[DIRECTIONS FOR THIS TASK]:
Quote the listing below in its entirety, omitting every image.
** start of COLLECTED DATA **
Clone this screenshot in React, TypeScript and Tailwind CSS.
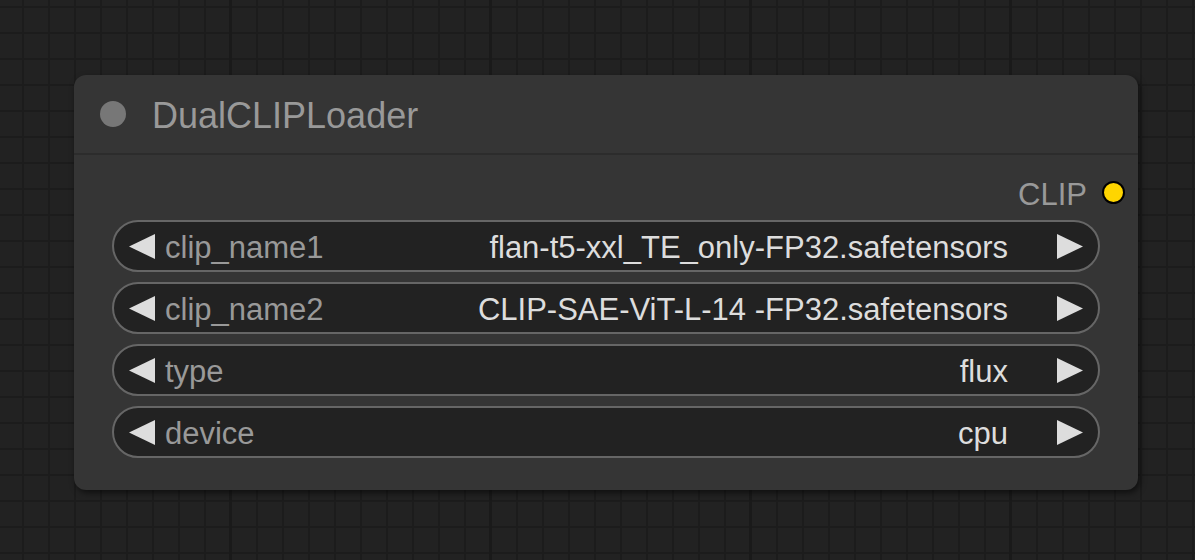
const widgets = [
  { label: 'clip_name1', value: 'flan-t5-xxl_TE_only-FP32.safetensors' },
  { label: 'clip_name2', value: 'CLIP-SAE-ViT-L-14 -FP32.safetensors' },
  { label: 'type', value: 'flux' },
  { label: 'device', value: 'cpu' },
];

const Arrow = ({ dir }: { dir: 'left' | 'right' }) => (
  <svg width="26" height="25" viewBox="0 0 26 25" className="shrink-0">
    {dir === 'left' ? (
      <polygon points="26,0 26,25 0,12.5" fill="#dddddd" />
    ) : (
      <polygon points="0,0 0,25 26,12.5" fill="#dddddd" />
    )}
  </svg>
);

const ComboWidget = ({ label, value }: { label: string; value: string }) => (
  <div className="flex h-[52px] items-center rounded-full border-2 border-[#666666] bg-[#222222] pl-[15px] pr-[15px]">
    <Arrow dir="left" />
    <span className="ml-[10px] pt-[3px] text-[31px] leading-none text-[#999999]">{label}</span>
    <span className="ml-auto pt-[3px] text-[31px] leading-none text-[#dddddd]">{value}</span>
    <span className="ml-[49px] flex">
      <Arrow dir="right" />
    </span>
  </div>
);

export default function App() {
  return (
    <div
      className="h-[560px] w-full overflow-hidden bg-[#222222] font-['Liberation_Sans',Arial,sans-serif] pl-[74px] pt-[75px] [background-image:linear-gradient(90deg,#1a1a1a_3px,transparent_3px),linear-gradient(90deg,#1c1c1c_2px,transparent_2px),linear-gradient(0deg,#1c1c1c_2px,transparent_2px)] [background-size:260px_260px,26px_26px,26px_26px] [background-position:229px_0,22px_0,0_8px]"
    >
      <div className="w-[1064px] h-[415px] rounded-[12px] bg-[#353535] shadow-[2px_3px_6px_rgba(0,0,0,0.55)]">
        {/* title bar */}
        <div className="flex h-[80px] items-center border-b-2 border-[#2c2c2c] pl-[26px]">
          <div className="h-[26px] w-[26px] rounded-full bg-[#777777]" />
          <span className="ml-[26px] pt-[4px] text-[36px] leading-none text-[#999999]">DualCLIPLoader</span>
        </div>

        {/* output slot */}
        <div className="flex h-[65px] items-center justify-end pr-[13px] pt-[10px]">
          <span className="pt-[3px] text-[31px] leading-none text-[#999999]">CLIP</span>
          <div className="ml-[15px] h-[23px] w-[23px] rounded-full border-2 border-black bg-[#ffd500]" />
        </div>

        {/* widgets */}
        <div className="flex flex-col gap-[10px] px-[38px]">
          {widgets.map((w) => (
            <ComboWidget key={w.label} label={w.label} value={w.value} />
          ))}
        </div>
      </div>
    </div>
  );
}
** end of COLLECTED DATA **
[EXERCISE ANSWER]:
Clone this screenshot in React, TypeScript and Tailwind CSS.
const widgets = [
  { label: 'clip_name1', value: 'flan-t5-xxl_TE_only-FP32.safetensors' },
  { label: 'clip_name2', value: 'CLIP-SAE-ViT-L-14 -FP32.safetensors' },
  { label: 'type', value: 'flux' },
  { label: 'device', value: 'cpu' },
];

const Arrow = ({ dir }: { dir: 'left' | 'right' }) => (
  <svg width="26" height="25" viewBox="0 0 26 25" className="shrink-0">
    {dir === 'left' ? (
      <polygon points="26,0 26,25 0,12.5" fill="#dddddd" />
    ) : (
      <polygon points="0,0 0,25 26,12.5" fill="#dddddd" />
    )}
  </svg>
);

const ComboWidget = ({ label, value }: { label: string; value: string }) => (
  <div className="flex h-[52px] items-center rounded-full border-2 border-[#666666] bg-[#222222] pl-[15px] pr-[15px]">
    <Arrow dir="left" />
    <span className="ml-[10px] pt-[3px] text-[31px] leading-none text-[#999999]">{label}</span>
    <span className="ml-auto pt-[3px] text-[31px] leading-none text-[#dddddd]">{value}</span>
    <span className="ml-[49px] flex">
      <Arrow dir="right" />
    </span>
  </div>
);

export default function App() {
  return (
    <div
      className="h-[560px] w-full overflow-hidden bg-[#222222] font-['Liberation_Sans',Arial,sans-serif] pl-[74px] pt-[75px] [background-image:linear-gradient(90deg,#1a1a1a_3px,transparent_3px),linear-gradient(90deg,#1c1c1c_2px,transparent_2px),linear-gradient(0deg,#1c1c1c_2px,transparent_2px)] [background-size:260px_260px,26px_26px,26px_26px] [background-position:229px_0,22px_0,0_8px]"
    >
      <div className="w-[1064px] h-[415px] rounded-[12px] bg-[#353535] shadow-[2px_3px_6px_rgba(0,0,0,0.55)]">
        {/* title bar */}
        <div className="flex h-[80px] items-center border-b-2 border-[#2c2c2c] pl-[26px]">
          <div className="h-[26px] w-[26px] rounded-full bg-[#777777]" />
          <span className="ml-[26px] pt-[4px] text-[36px] leading-none text-[#999999]">DualCLIPLoader</span>
        </div>

        {/* output slot */}
        <div className="flex h-[65px] items-center justify-end pr-[13px] pt-[10px]">
          <span className="pt-[3px] text-[31px] leading-none text-[#999999]">CLIP</span>
          <div className="ml-[15px] h-[23px] w-[23px] rounded-full border-2 border-black bg-[#ffd500]" />
        </div>

        {/* widgets */}
        <div className="flex flex-col gap-[10px] px-[38px]">
          {widgets.map((w) => (
            <ComboWidget key={w.label} label={w.label} value={w.value} />
          ))}
        </div>
      </div>
    </div>
  );
}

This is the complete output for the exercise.